SECTION 7. Members of the Authority shall all be experienced professionals and shall include the following: the Town Engineer, an employee of the Hingham Department of Public Works; a building inspector, an employee of the Hingham Building Department; the Town Planner; a member of the Town Planning Board, who is either a building architect, involved in building construction, or experienced in Town finances. Three members of the Authority shall be appointed by the Selectmen for a term of 5 years. Each appointee must demonstrate experience as either a building architect, involved in building construction, or demonstrably familiar with Town finance.”
Or act on anything relating thereto?
(Inserted at the request of Bernard Manning and others)
COMMENT: At present, management of the Town’s municipal buildings, including the construction, renovation, repair and maintenance thereof, is the responsibility of either the Board of Selectmen or the School Committee. As elected officials, both bodies are directly accountable to the electorate. In carrying out their responsibilities as stewards of the Town’s capital assets, both the Board of Selectmen and School Committee have access to, and often consult with, the Town Engineer. Fiscal oversight is provided by the Town Administrator/Director of Finance, Town Accountant, School Superintendent and the School Department Director of Business and Support Services. The Town is fortunate that all of these positions are currently filled by well-qualified professionals. Additional fiscal oversight is provided by the Capital Outlay Committee, the Advisory Committee and, ultimately, Town Meeting. In addition, major building projects, including renovations, are usually overseen by an appointed building committee, and the Town often engages qualified firms and individuals to provide project management and related services.

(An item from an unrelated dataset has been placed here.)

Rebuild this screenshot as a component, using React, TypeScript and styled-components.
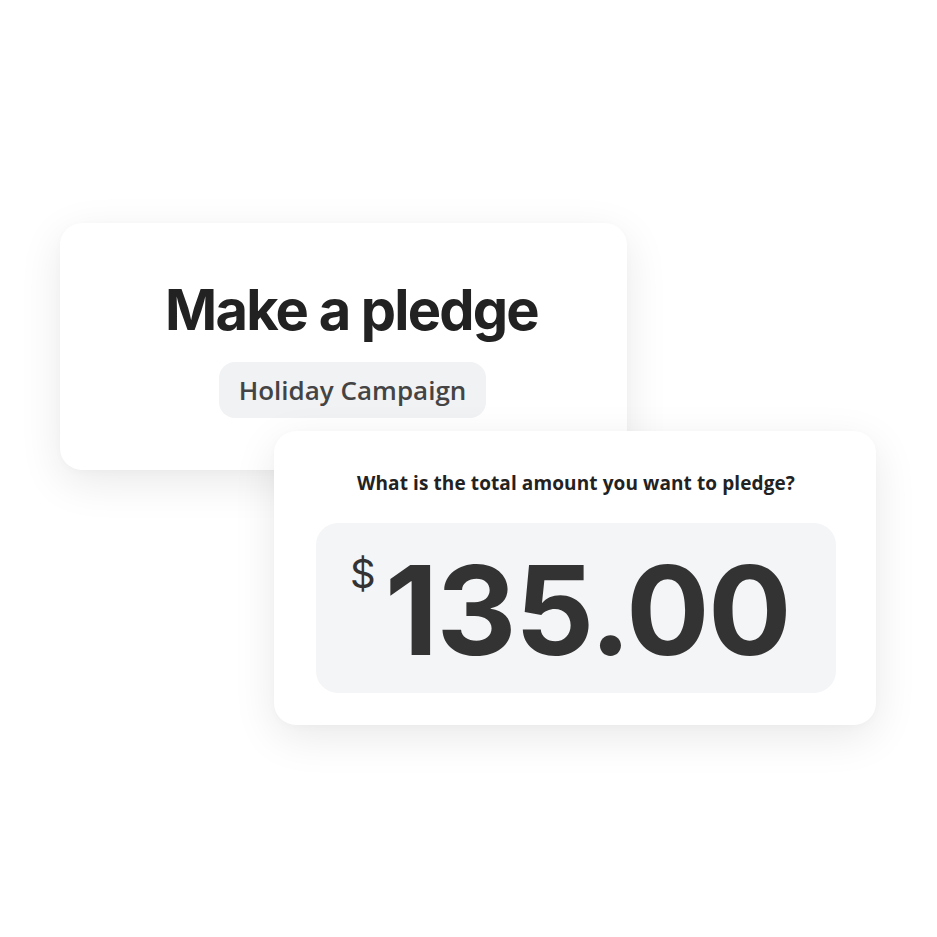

Over the past several years, the Town has undertaken a number of significant building and renovation projects. While there is no denying that many of these projects have been expensive and not all projects have enjoyed unanimous support among the citizenry, it is also undeniable that these projects have been well executed and the results, in terms of quality, appearance and functionality, are reflective of our values as a community. Further, certain of these projects have been completed significantly under budget and there has not been a single credible accusation of fiscal impropriety or other malfeasance.
Based on the foregoing, adding an additional layer of bureaucracy as proposed by the petitioners seems unnecessary.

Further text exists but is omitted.